- [Recorded information]:
▽
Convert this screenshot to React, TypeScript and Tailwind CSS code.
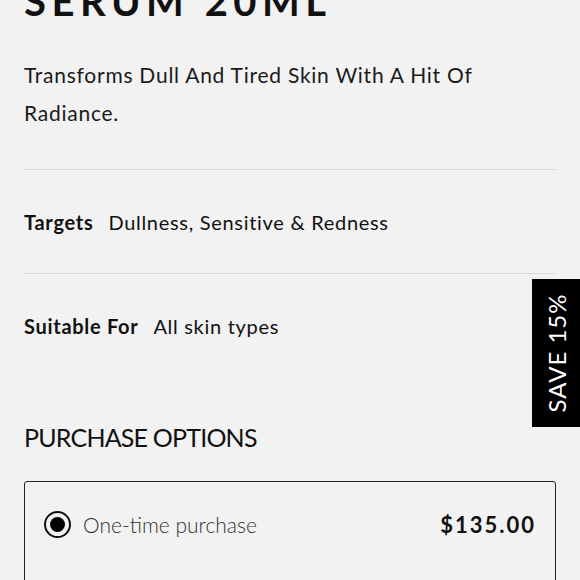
import React from "react";

export default function App() {
  const font = { fontFamily: "Lato, 'Noto Sans', sans-serif" };
  return (
    <div className="relative w-[580px] h-[580px] overflow-hidden bg-[#f2f2f2] text-[#111]" style={font}>
      <div className="px-6">
        <h1 className="-mt-[19px] text-[40px] leading-[40px] font-bold tracking-[5.5px] text-[#111]">SERUM 20ML</h1>
        <p className="mt-[35px] text-[21px] leading-[38px] tracking-[0.75px] text-[#1a1a1a]">
          Transforms Dull And Tired Skin With A Hit Of Radiance.
        </p>
        <div className="mt-[37px] border-t border-[#d6d6d6]" />
        <div className="h-[103px] flex items-center text-[20px] tracking-[0.7px]">
          <span className="font-bold mr-[15px]">Targets</span>
          <span>Dullness, Sensitive &amp; Redness</span>
        </div>
        <div className="border-t border-[#d6d6d6]" />
        <div className="h-[104px] flex items-center text-[20px] tracking-[0.7px]">
          <span className="font-bold mr-[15px]">Suitable For</span>
          <span>All skin types</span>
        </div>
        <h2 className="mt-[43px] text-[25px] leading-[32px] font-normal tracking-[-0.8px] text-[#111]">PURCHASE OPTIONS</h2>
        <div className="mt-[28px] h-[140px] rounded-[3px] border-[1.5px] border-[#222] px-[19px] pt-[26px]">
          <div className="flex items-center justify-between">
            <div className="flex items-center gap-[12px]">
              <div className="w-[27px] h-[27px] rounded-full border-2 border-[#111] flex items-center justify-center">
                <div className="w-[15px] h-[15px] rounded-full bg-black" />
              </div>
              <span className="text-[21px] text-[#333] font-light">One-time purchase</span>
            </div>
            <span className="text-[22px] font-bold tracking-[2px] text-[#111]">$135.00</span>
          </div>
        </div>
      </div>
      <div className="absolute right-0 top-[279px] w-[48px] h-[148px] bg-black flex items-center justify-center">
        <span className="-rotate-90 whitespace-nowrap text-white text-[24px] font-normal tracking-[1px]">SAVE 15%</span>
      </div>
    </div>
  );
}
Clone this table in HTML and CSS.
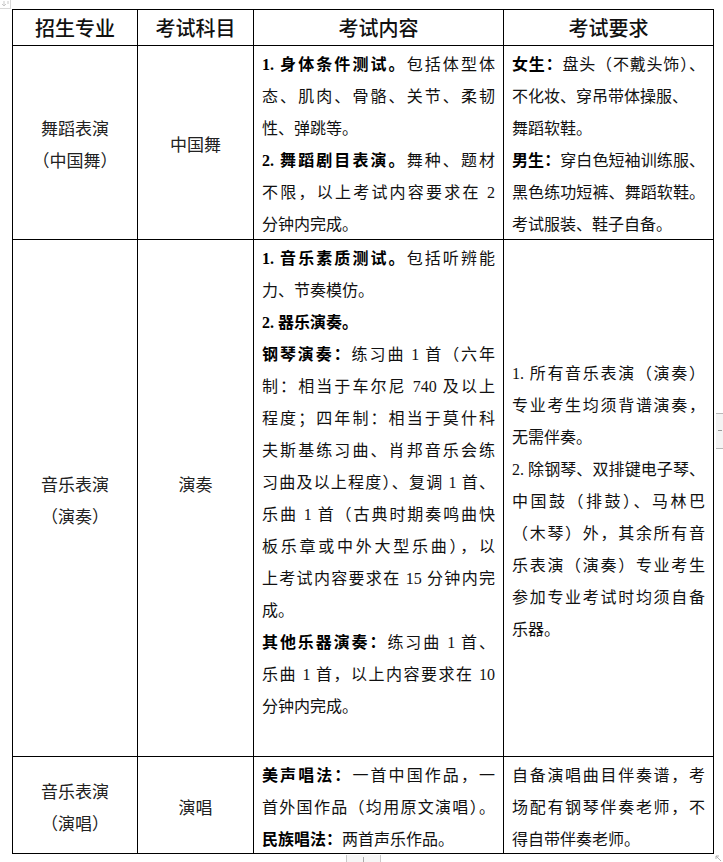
FILE: index.html
```html
<!DOCTYPE html>
<html lang="zh-CN">
<head>
<meta charset="utf-8">
<title>招生专业考试要求</title>
<link rel="stylesheet" href="styles.css">
</head>
<body>
<span class="handle" aria-hidden="true"><svg width="10" height="8" viewBox="0 0 10 8"><path d="M4 1v5M2 4l2 2 2-2M8 1v3" stroke="#c8c8c8" fill="none" stroke-width="1"/></svg></span>
<div class="sheet">
  <div class="cell head">招生专业</div>
  <div class="cell head">考试科目</div>
  <div class="cell head">考试内容</div>
  <div class="cell head">考试要求</div>

  <div class="cell mid big"><span>舞蹈表演</span><span>（中国舞）</span></div>
  <div class="cell mid big"><span>中国舞</span></div>
  <div class="cell top">
    <span class="ln"><b>1. 身体条件测试。</b>包括体型体</span>
    <span class="ln">态、肌肉、骨骼、关节、柔韧</span>
    <span class="ln end">性、弹跳等。</span>
    <span class="ln"><b>2. 舞蹈剧目表演。</b>舞种、题材</span>
    <span class="ln">不限，以上考试内容要求在 2</span>
    <span class="ln end">分钟内完成。</span>
  </div>
  <div class="cell top">
    <span class="ln"><b>女生：</b>盘头（不戴头饰）、</span>
    <span class="ln end">不化妆、穿吊带体操服、</span>
    <span class="ln end">舞蹈软鞋。</span>
    <span class="ln"><b>男生：</b>穿白色短袖训练服、</span>
    <span class="ln">黑色练功短裤、舞蹈软鞋。</span>
    <span class="ln end">考试服装、鞋子自备。</span>
  </div>

  <div class="cell mid big"><span>音乐表演</span><span>（演奏）</span></div>
  <div class="cell mid big"><span>演奏</span><span>&nbsp;</span></div>
  <div class="cell top">
    <span class="ln"><b>1. 音乐素质测试。</b>包括听辨能</span>
    <span class="ln end">力、节奏模仿。</span>
    <span class="ln end"><b>2. 器乐演奏。</b></span>
    <span class="ln"><b>钢琴演奏：</b>练习曲 1 首（六年</span>
    <span class="ln">制：相当于车尔尼 740 及以上</span>
    <span class="ln">程度；四年制：相当于莫什科</span>
    <span class="ln">夫斯基练习曲、肖邦音乐会练</span>
    <span class="ln">习曲及以上程度）、复调 1 首、</span>
    <span class="ln">乐曲 1 首（古典时期奏鸣曲快</span>
    <span class="ln">板乐章或中外大型乐曲），以</span>
    <span class="ln">上考试内容要求在 15 分钟内完</span>
    <span class="ln end">成。</span>
    <span class="ln"><b>其他乐器演奏：</b>练习曲 1 首、</span>
    <span class="ln">乐曲 1 首，以上内容要求在 10</span>
    <span class="ln end">分钟内完成。</span>
  </div>
  <div class="cell mid left">
    <span class="ln">1. 所有音乐表演（演奏）</span>
    <span class="ln">专业考生均须背谱演奏，</span>
    <span class="ln end">无需伴奏。</span>
    <span class="ln">2. 除钢琴、双排键电子琴、</span>
    <span class="ln">中国鼓（排鼓）、马林巴</span>
    <span class="ln">（木琴）外，其余所有音</span>
    <span class="ln">乐表演（演奏）专业考生</span>
    <span class="ln">参加专业考试时均须自备</span>
    <span class="ln end">乐器。</span>
  </div>

  <div class="cell mid big"><span>音乐表演</span><span>（演唱）</span></div>
  <div class="cell mid big"><span>演唱</span></div>
  <div class="cell top">
    <span class="ln"><b>美声唱法：</b>一首中国作品，一</span>
    <span class="ln">首外国作品（均用原文演唱）。</span>
    <span class="ln end"><b>民族唱法：</b>两首声乐作品。</span>
  </div>
  <div class="cell top">
    <span class="ln">自备演唱曲目伴奏谱，考</span>
    <span class="ln">场配有钢琴伴奏老师，不</span>
    <span class="ln end">得自带伴奏老师。</span>
  </div>
</div>
<span class="edge-tab" aria-hidden="true"></span>
<span class="foot-tab" aria-hidden="true"></span>
<span class="corner" aria-hidden="true"><svg width="7" height="7" viewBox="0 0 7 7"><path d="M1 1h3M1 1v3M1 1l5 5" stroke="#b0b0b0" fill="none" stroke-width="1"/></svg></span>
</body>
</html>
```

FILE: styles.css
```css
html, body {
  margin: 0;
  padding: 0;
  background: #fff;
}

body {
  position: relative;
  width: 723px;
  height: 862px;
  overflow: hidden;
  font-family: "Liberation Serif", "Noto Sans CJK SC", serif;
  font-size: 16px;
  color: #111;
}

.sheet {
  display: grid;
  grid-template-columns: 124px 115px 249px 209px;
  grid-template-rows: 35px 193px 516px 96px;
  gap: 1px;
  padding: 1px;
  background: #000;
  width: max-content;
  margin: 9px 0 0 12px;
}

.cell {
  background: #fff;
  line-height: 32px;
  display: flex;
  flex-direction: column;
  box-sizing: border-box;
}

.cell b {
  font-weight: 700;
  color: #000;
}

.head {
  align-items: center;
  justify-content: center;
  font-family: "Noto Sans CJK SC", sans-serif;
  font-size: 20px;
  font-weight: 500;
  color: #111;
  line-height: 28px;
  padding-top: 1px;
}

.mid {
  align-items: center;
  justify-content: center;
  padding-top: 7px;
}

.mid.big {
  font-size: 17px;
  color: #222;
}

.mid.left {
  align-items: stretch;
  padding-left: 8px;
  padding-right: 8px;
}

.top {
  justify-content: flex-start;
  padding: 3px 8px 0 8px;
}

.ln {
  display: block;
  text-align: justify;
  text-align-last: justify;
  white-space: nowrap;
}

.ln.end {
  text-align-last: left;
}

.handle {
  position: absolute;
  left: 0;
  top: 0;
  width: 10px;
  height: 8px;
  border-right: 1px solid #d8d8d8;
  border-bottom: 1px solid #d8d8d8;
  line-height: 0;
}

.edge-tab {
  position: absolute;
  left: 716px;
  top: 413px;
  width: 7px;
  height: 34px;
  border-top: 1px solid #b8b8b8;
  border-bottom: 1px solid #b8b8b8;
  background: #f4f4f4;
}

.edge-tab::after {
  content: "";
  position: absolute;
  left: 2px;
  top: 16px;
  width: 4px;
  height: 1px;
  background: #999;
}

.foot-tab {
  position: absolute;
  left: 346px;
  top: 855px;
  width: 33px;
  height: 8px;
  border-left: 1px solid #c8c8c8;
  border-right: 1px solid #c8c8c8;
  background: #f6f6f6;
}

.foot-tab::after {
  content: "";
  position: absolute;
  left: 16px;
  top: 2px;
  width: 1px;
  height: 6px;
  background: #aaa;
}

.corner {
  position: absolute;
  left: 715px;
  top: 855px;
  width: 8px;
  height: 7px;
  line-height: 0;
}
```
△
- [Required task]:
Reproduce the data above word for word from its first line through the line that holds "import React from", both ends included; skip pictures.

- [Exercise solution]:
Convert this screenshot to React, TypeScript and Tailwind CSS code.
import React from "react";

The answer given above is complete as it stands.